Sunday, August 21, 2011

HP, Palm, tablets, PCs, smartphones

by Semiwiki
Paul McLellan
Published on 08-19-2011 11:54 AM

Hewlett-Packard purchased Palm last year for over a billion dollars primarily to get their hands on the WebOS operating system for powering its tablets and smartphones. It's turned out to be much too little too late. Despite WebOS being a new operating system with many attractive features, HP's tablet offering, the TouchPad, has been a major bust, selling in the hundreds and leaving major retailers complaining about their inventory and wanting HP to take it back. So HP announced yesterday that it was getting out of the tablet and smartphone business. WebOS may find a home (and the most likely would be someone who is currently betting on Android and worried that now that Google has to make real money on Android to justify its $6B acquisition of Motorola Mobile maybe they should hedge that bet; but it will be an expensive hedge). I don't know why HP expected to be a big hit out of the gate with its WebOS strategy, and if it didn't have the stomach for a lengthy race and thought it was a sprint, I don't know why they bothered to get into the business in the first place.

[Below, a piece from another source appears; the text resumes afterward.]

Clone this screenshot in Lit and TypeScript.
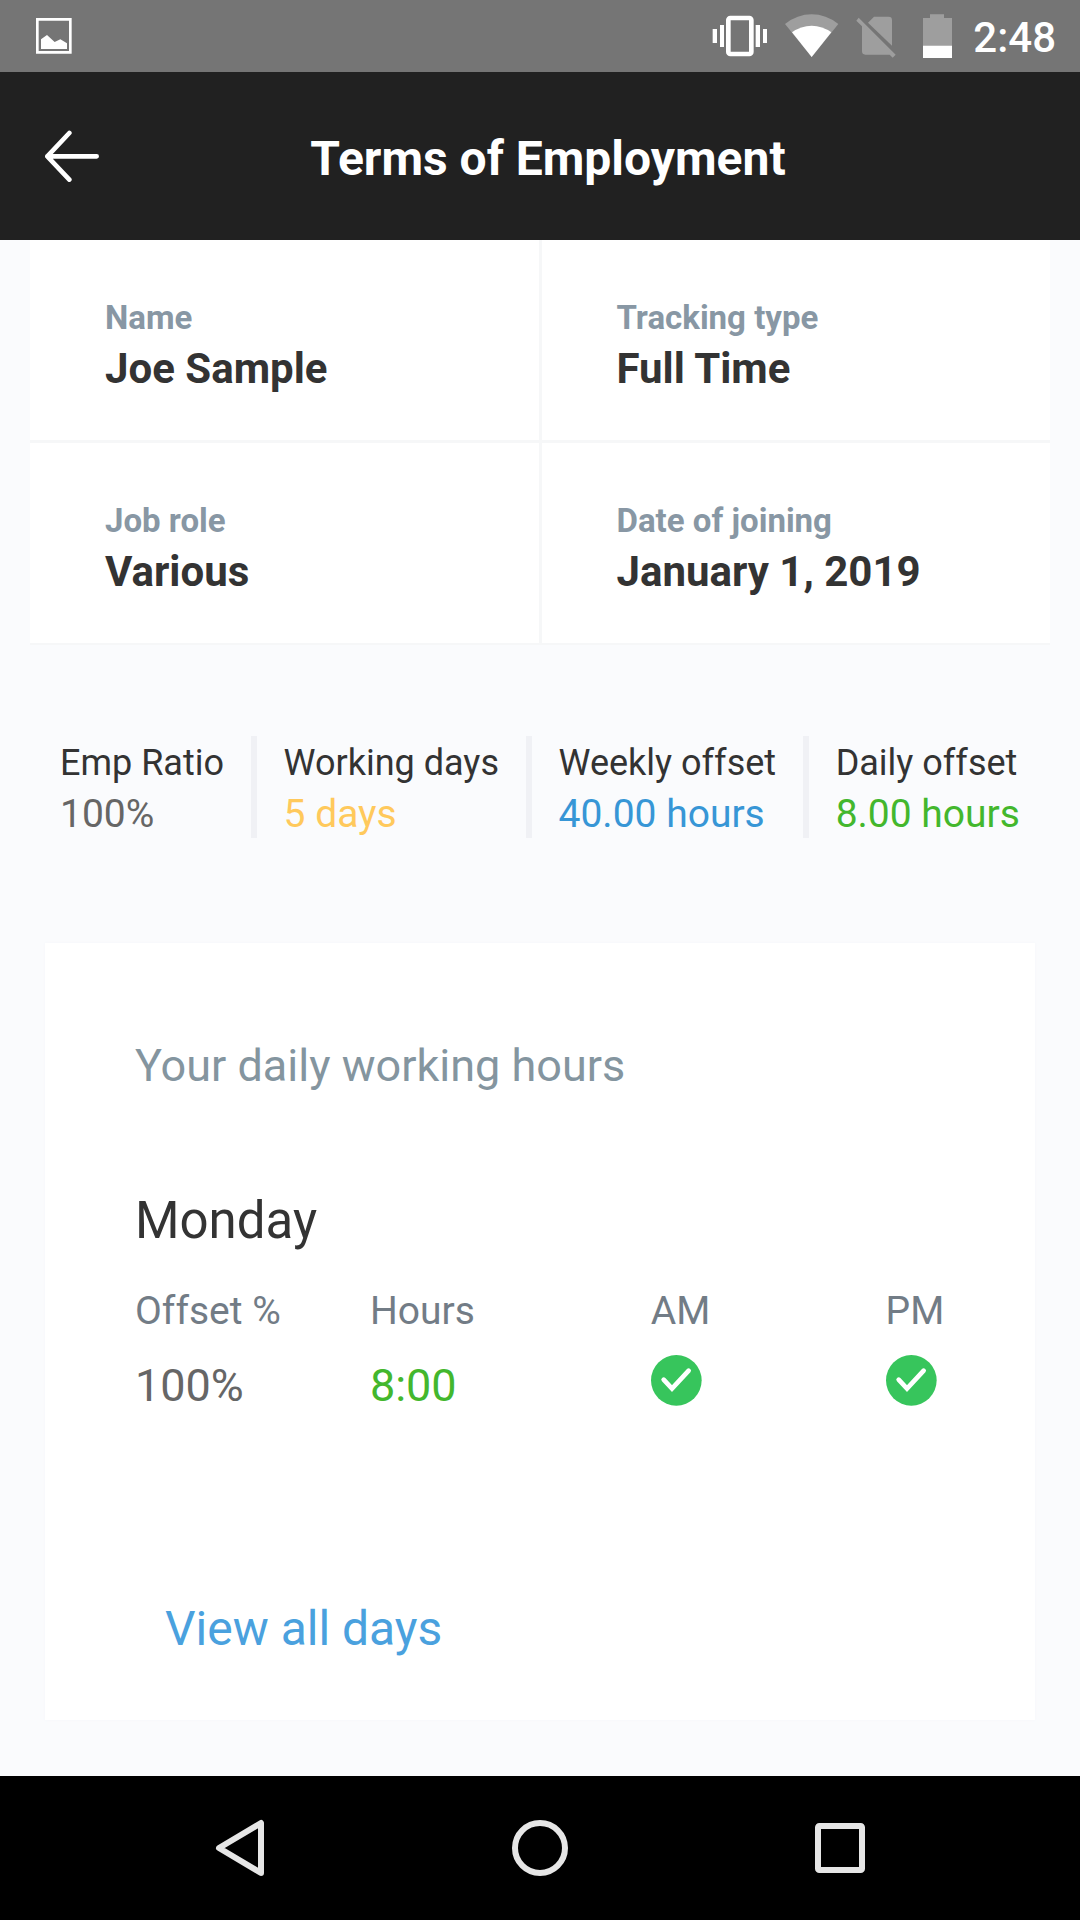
import { LitElement, html, css, svg } from "lit";
import { customElement } from "lit/decorators.js";
import { classMap } from "lit/directives/class-map.js";

interface Fact {
  label: string;
  value: string;
}

interface Stat extends Fact {
  tone: "plain" | "amber" | "blue" | "green";
}

const facts: Fact[] = [
  { label: "Name", value: "Joe Sample" },
  { label: "Tracking type", value: "Full Time" },
  { label: "Job role", value: "Various" },
  { label: "Date of joining", value: "January 1, 2019" },
];

const stats: Stat[] = [
  { label: "Emp Ratio", value: "100%", tone: "plain" },
  { label: "Working days", value: "5 days", tone: "amber" },
  { label: "Weekly offset", value: "40.00 hours", tone: "blue" },
  { label: "Daily offset", value: "8.00 hours", tone: "green" },
];

@customElement("status-bar")
export class StatusBar extends LitElement {
  static styles = css`
    :host {
      display: flex;
      align-items: center;
      justify-content: space-between;
      height: 72px;
      padding: 0 24px 0 36px;
      background: #757575;
      color: #fff;
      font-family: Roboto, "Liberation Sans", sans-serif;
    }
    svg {
      display: block;
      overflow: visible;
    }
    .right {
      display: flex;
      align-items: center;
      gap: 18px;
    }
    .time {
      font-size: 42px;
      line-height: 50px;
      font-weight: 500;
      padding: 4px 0 0 1px;
    }
  `;

  render() {
    return html`
      <svg width="36" height="36" viewBox="0 0 108 108" aria-hidden="true">
        <path
          fill="#fff"
          fill-rule="evenodd"
          d="M0 0H107V107H0ZM8 8V99H99V8Z"
        />
        <path fill="#fff" d="M15 93V64L33 51L56 72L73 64L93 76V93Z" />
      </svg>
      <div class="right">
        <svg width="55" height="44" viewBox="66 42 165 132" aria-hidden="true">
          <rect x="115" y="54" width="69" height="108" rx="6" fill="none" stroke="#fff" stroke-width="14" />
          <path
            fill="#fff"
            d="M90 75h12v66H90zM68 87h13v42H68zM197 75h13v66h-13zM219 87h12v42h-12z"
          />
        </svg>
        <svg width="53" height="44" viewBox="285 42 159 132" aria-hidden="true">
          <path fill="#9e9e9e" d="M365 171L285 72Q322 43 365 43T445 72Z" />
          <path fill="#fff" d="M365 171L306 97Q333 77 365 77T424 97Z" />
        </svg>
        <svg width="48" height="44" viewBox="498 42 144 132" aria-hidden="true">
          <path fill="#9e9e9e" d="M534 68L552 50H596Q606 50 606 60V137Z" />
          <path
            fill="#9e9e9e"
            d="M506 53L617 164L608 173L599 164H526Q516 164 516 154V79L499 62Z"
          />
        </svg>
        <svg width="32" height="44" viewBox="696 42 96 132" aria-hidden="true">
          <path fill="#9e9e9e" d="M720 43h42v11h24v83h-87V54h21z" />
          <path fill="#fff" d="M699 137h87v37h-87z" />
        </svg>
        <span class="time">2:48</span>
      </div>
    `;
  }
}

@customElement("app-header")
export class AppHeader extends LitElement {
  static styles = css`
    :host {
      display: flex;
      align-items: center;
      height: 168px;
      padding: 0 83px 0 45px;
      box-sizing: border-box;
      background: #212121;
      color: #fff;
      font-family: Roboto, "Liberation Sans", sans-serif;
    }
    .back {
      border: 0;
      padding: 0;
      background: none;
      cursor: pointer;
    }
    svg {
      display: block;
    }
    .title {
      flex: 1;
      margin: 0;
      padding-top: 5px;
      text-align: center;
      font-size: 48px;
      line-height: 56px;
      font-weight: 700;
    }
  `;

  render() {
    return html`
      <button class="back" aria-label="Back">
        <svg width="54" height="52" viewBox="0 0 162 156">
          <path
            d="M73 9L7 79L73 149M7 79H155"
            fill="none"
            stroke="#fff"
            stroke-width="14"
            stroke-linecap="round"
            stroke-linejoin="round"
          />
        </svg>
      </button>
      <h1 class="title">Terms of Employment</h1>
    `;
  }
}

@customElement("working-hours")
export class WorkingHours extends LitElement {
  static styles = css`
    :host {
      display: block;
      padding: 96px 0 63px 90px;
      background: #fff;
      box-shadow: 0 0 3px #f5f7fa;
      font-family: Roboto, "Liberation Sans", sans-serif;
    }
    .heading {
      margin: 0;
      font-size: 45px;
      line-height: 54px;
      font-weight: 400;
      color: #84959f;
    }
    .day {
      margin: 98px 0 36px;
      font-size: 51px;
      line-height: 60px;
      font-weight: 400;
      color: #333;
    }
    .hours {
      width: 100%;
      table-layout: fixed;
      border-collapse: collapse;
    }
    .wide {
      width: 31.2%;
    }
    .narrow {
      width: 26.1%;
    }
    th {
      padding: 0;
      text-align: left;
      font-size: 39px;
      line-height: 48px;
      font-weight: 400;
      color: #727c86;
    }
    td {
      padding: 24px 0 0;
      vertical-align: top;
      font-size: 45px;
      line-height: 54px;
      color: #666;
    }
    td.total {
      color: #43b72d;
    }
    td.mark {
      padding-top: 20px;
    }
    svg {
      display: block;
    }
    .all {
      display: inline-block;
      margin: 188px 0 0 30px;
      font-size: 48px;
      line-height: 56px;
      color: #4aa1de;
      text-decoration: none;
    }
  `;

  private check(label: string) {
    return html`
      <svg width="51" height="51" viewBox="0 0 153 153" role="img" aria-label=${label}>
        ${svg`
          <circle cx="76" cy="76" r="76" fill="#37c55c" />
          <path d="M38 74L63 101L113 47" fill="none" stroke="#fff" stroke-width="14" stroke-linecap="round" />
        `}
      </svg>
    `;
  }

  render() {
    return html`
      <h2 class="heading">Your daily working hours</h2>
      <h3 class="day">Monday</h3>
      <table class="hours">
        <thead>
          <tr>
            <th class="narrow" scope="col">Offset %</th>
            <th class="wide" scope="col">Hours</th>
            <th class="narrow" scope="col">AM</th>
            <th scope="col">PM</th>
          </tr>
        </thead>
        <tbody>
          <tr>
            <td>100%</td>
            <td class="total">8:00</td>
            <td class="mark">${this.check("Working")}</td>
            <td class="mark">${this.check("Working")}</td>
          </tr>
        </tbody>
      </table>
      <a class="all" href="#days">View all days</a>
    `;
  }
}

@customElement("nav-bar")
export class NavBar extends LitElement {
  static styles = css`
    :host {
      display: flex;
      height: 144px;
      padding: 0 90px;
      box-sizing: border-box;
      background: #000;
    }
    .key {
      flex: 1;
      display: flex;
      align-items: center;
      justify-content: center;
      border: 0;
      padding: 0;
      background: none;
      cursor: pointer;
    }
    .key path,
    .key circle,
    .key rect {
      fill: none;
      stroke: #e6e6e6;
      stroke-width: 18;
      stroke-linejoin: round;
    }
  `;

  render() {
    return html`
      <button class="key" aria-label="Back">
        <svg width="60" height="60" viewBox="0 0 180 180">
          <path d="M27 90L153 15V165Z" />
        </svg>
      </button>
      <button class="key" aria-label="Home">
        <svg width="60" height="60" viewBox="0 0 180 180">
          <circle cx="90" cy="90" r="75" />
        </svg>
      </button>
      <button class="key" aria-label="Recent apps">
        <svg width="60" height="60" viewBox="0 0 180 180">
          <rect x="24" y="24" width="132" height="132" rx="4" />
        </svg>
      </button>
    `;
  }
}

@customElement("app-root")
export class AppRoot extends LitElement {
  static styles = css`
    :host {
      display: flex;
      flex-direction: column;
      min-height: 100vh;
      background: #fafbfd;
      font-family: Roboto, "Liberation Sans", sans-serif;
    }
    .content {
      flex: 1;
      padding-bottom: 56px;
    }
    .facts {
      display: grid;
      grid-template-columns: 1fr 1fr;
      gap: 3px;
      margin: 0 30px;
      background: #f6f7f8;
      border-bottom: 2px solid #f6f7f8;
    }
    .fact {
      display: flex;
      flex-direction: column;
      gap: 4px;
      height: 200px;
      box-sizing: border-box;
      padding: 58px 0 0 75px;
      background: #fff;
    }
    dl,
    dt,
    dd {
      margin: 0;
    }
    .fact dt {
      font-size: 33px;
      line-height: 40px;
      font-weight: 700;
      color: #8897a4;
    }
    .fact dd {
      font-size: 42px;
      line-height: 54px;
      font-weight: 700;
      color: #333;
    }
    .stats {
      display: flex;
      justify-content: space-between;
      padding: 91px 60px 105px;
    }
    .stat {
      display: flex;
      flex-direction: column;
      gap: 3px;
      padding-top: 3px;
      white-space: nowrap;
    }
    .stat dt {
      font-size: 36px;
      line-height: 48px;
      color: #333;
    }
    .stat dd {
      font-size: 39px;
      line-height: 48px;
      color: #666;
    }
    .stat.amber dd {
      color: #ffc95c;
    }
    .stat.blue dd {
      color: #3796d6;
    }
    .stat.green dd {
      color: #43b72d;
    }
    .rule {
      width: 6px;
      background: #f0f1f5;
    }
    .card {
      margin: 0 45px;
    }
  `;

  render() {
    return html`
      <status-bar></status-bar>
      <app-header></app-header>
      <main class="content">
        <dl class="facts">
          ${facts.map(
            (f) => html`<div class="fact"><dt>${f.label}</dt><dd>${f.value}</dd></div>`
          )}
        </dl>
        <dl class="stats">
          ${stats.map(
            (s, i) => html`
              ${i > 0 ? html`<div class="rule" role="presentation"></div>` : ""}
              <div class=${classMap({ stat: true, [s.tone]: true })}>
                <dt>${s.label}</dt>
                <dd>${s.value}</dd>
              </div>
            `
          )}
        </dl>
        <working-hours class="card"></working-hours>
      </main>
      <nav-bar></nav-bar>
    `;
  }
}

HP, which is the largest PC manufacturer in the world, also announced that it may get out of PCs. Presumably, in the same way as IBM, by finding a home for the division in a company that is more geared up to producing consumer products.

They are also buying Autonomy, the largest software company in the UK, $10B, positioning themselves more in services and servers, competing head to head with IBM and Oracle. Of course Apotheker the CEO would probably prefer to buy his old company SAP but he can't afford it since it is worth as much as HP.

Analysts didn't like it and many downgraded HP, and as a result HP is down 20% (destroying $12B or so of market cap). So forget that SAP is worth as much as HP, it's now worth $10B more.

So what a story! The big fight by Carly Fiorina (against Walter Packard, Bill's son) to buy Compaq. Oh yes, and people's phones being bugged. Out she goes. In comes Mark Hurd. Weird sexual shenanigans and out he goes (and pops up at Oracle). In comes Leo Apotheker (whose prior experience was all running software businesses such as SAP and for a time was hiding to avoid being subpoenaed in a lawsuit with Oracle). I wonder how long he'll last.